As in Raspail’s novel, liberal Europe is demanding that limitless numbers of invaders be welcomed, resettled across Europe, and given all the benefits the European welfare states have to offer.  Chancellor Merkel, perhaps in an effort to soften her image as the heartless martinet who dragooned the Greeks into line, is at the forefront of this effort.  No one denies that the chaos in the Middle East and Africa is a terrible thing, yet the moral dilemma defined by Raspail is the same as today’s: To deny the migrants entry is to destroy them; to grant them entry is to destroy us.

The American and the European media alike describe a crisis in which the European Commission and the various European capitals are so compromised by contradictory bureaucratic regulations and universalist principles that the only conceivable “option” is to alleviate the ultimate “suffering situation” for as long as it lasts, and at whatever cost to the host countries.  In truth, the European Union has been so successful at replacing political action with administrative diktat that its 28 members have indeed arrived at the point of political paralysis, reinforced by a system that has terribly weakened effective national government without creating a proper and effective (but finally impossible) federal system in its place.  One result is that the European national armies have been reduced in size and force to the point where they are virtually impotent to repel foreign invasion.  There is still NATO, of course, but can one imagine the members of that alliance driving tanks at, and bombing swarms of, Third World refugees?  (If the impossible were actually to happen, their next logical mission would be to turn westward and accomplish the same work along both sides of the Rio Grande.)

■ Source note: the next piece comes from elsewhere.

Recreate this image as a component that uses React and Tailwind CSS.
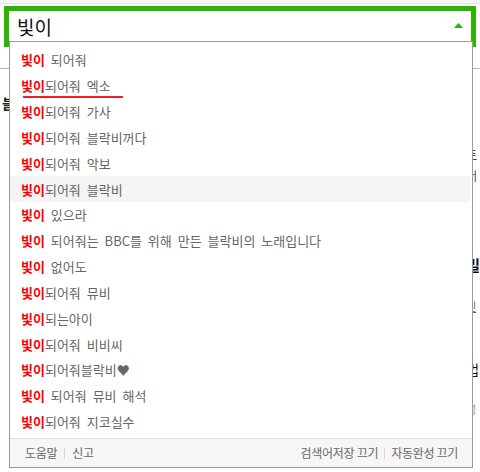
import React from "react";

const rows = [
  [" 되어줘"],
  ["되어줘 엑소", "underline"],
  ["되어줘 가사"],
  ["되어줘 블락비꺼다"],
  ["되어줘 악보"],
  ["되어줘 블락비", "hl"],
  [" 있으라"],
  [" 되어줘는 BBC를 위해 만든 블락비의 노래입니다"],
  [" 없어도"],
  ["되어줘 뮤비"],
  ["되는아이"],
  ["되어줘 비비씨"],
  ["되어줘블락비♥"],
  [" 되어줘 뮤비 해석"],
  ["되어줘 지코실수"],
];

export default function App() {
  return (
    <div className="relative w-[480px] h-[472px] overflow-hidden bg-white font-['Noto_Sans_CJK_KR','Noto_Sans',sans-serif]">
      {/* page background */}
      <div className="h-[4px] bg-[#f6f6f6] border-b border-[#e6e6e6]" />
      <div className="ml-[4px] mt-[2px] w-[472px] h-[41px] border-[5px] border-[#2db400] flex items-center pl-[8px] pr-[8px]">
        <span className="text-[19px] leading-none text-[#111] flex-1">빛이</span>
        <svg width="9" height="5" viewBox="0 0 9 5" className="mb-[2px]">
          <polygon points="4.5,0 9,5 0,5" fill="#2db400" />
        </svg>
      </div>
      <div className="h-[22px] border-b border-[#b5b5b5]" />
      <div className="flex">
        <div className="w-[473px] pl-[2px] pt-[21px]">
          <span className="text-[14px] font-bold text-[#222] leading-none">블</span>
        </div>
        <div className="flex-1 flex flex-col text-[#333] whitespace-nowrap">
          <span className="mt-[80px] text-[12px] leading-[12px] text-[#222]">토</span>
          <span className="mt-[9px] text-[12px] leading-[12px] text-[#555]">더</span>
          <span className="mt-[75px] text-[15px] font-bold leading-[15px] text-[#111]">빌</span>
          <span className="mt-[29px] text-[11px] leading-[11px] text-[#666] underline">신</span>
          <span className="mt-[50px] text-[14px] leading-[14px] text-[#111]">법</span>
          <span className="mt-[16px] text-[10px] leading-[6px] text-[#666]">..</span>
          <span className="mt-[6px] text-[11px] leading-[11px] text-[#999]">성</span>
        </div>
      </div>

      {/* autocomplete dropdown */}
      <div className="absolute left-[9px] top-[41px] w-[464px] h-[427px] border border-[#9a9a9a] bg-white flex flex-col">
        <div className="pt-[5px] pr-[2px] flex-1">
          {rows.map(([rest, flag], i) => (
            <div
              key={i}
              className={`relative h-[25.83px] flex items-center pl-[11px] text-[13px] leading-none whitespace-pre [word-spacing:3px] ${flag === "hl" ? "bg-[#f4f4f4]" : ""}`}
            >
              <span className="font-bold text-[#f00]">빛이</span>
              <span className="text-[#666]">{rest}</span>
              {flag === "underline" && (
                <span className="absolute left-[13px] bottom-[1px] w-[100px] h-[2px] bg-[#f02020]" />
              )}
            </div>
          ))}
        </div>
        <div className="h-[29px] border-t border-[#e2e2e2] bg-[#f6f6f6] flex items-center justify-between pl-[15px] pr-[14px] text-[12px] tracking-[-0.3px] text-[#666] leading-none">
          <div className="flex items-center">
            <span>도움말</span>
            <span className="mx-[7px] w-px h-[11px] bg-[#d5d5d5]" />
            <span>신고</span>
          </div>
          <div className="flex items-center">
            <span>검색어저장 끄기</span>
            <span className="mx-[6px] w-px h-[11px] bg-[#d5d5d5]" />
            <span>자동완성 끄기</span>
          </div>
        </div>
      </div>
    </div>
  );
}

The far more likely eventuality is that the European peoples themselves, faced with the care and support of millions of migrants (already demonstrating aggressive inclinations at the train station in Budapest), will rebel against their governments in numbers that will return politics to the Continent as citizens take matters into their own hands, thus forcing the bureaucrats to declare a state of emergency and replace administrative process with direct action.  Considered in the context of history, the possibility is far from an unthinkable one, especially as Europeans confront the impossibility of one civilization rescuing another.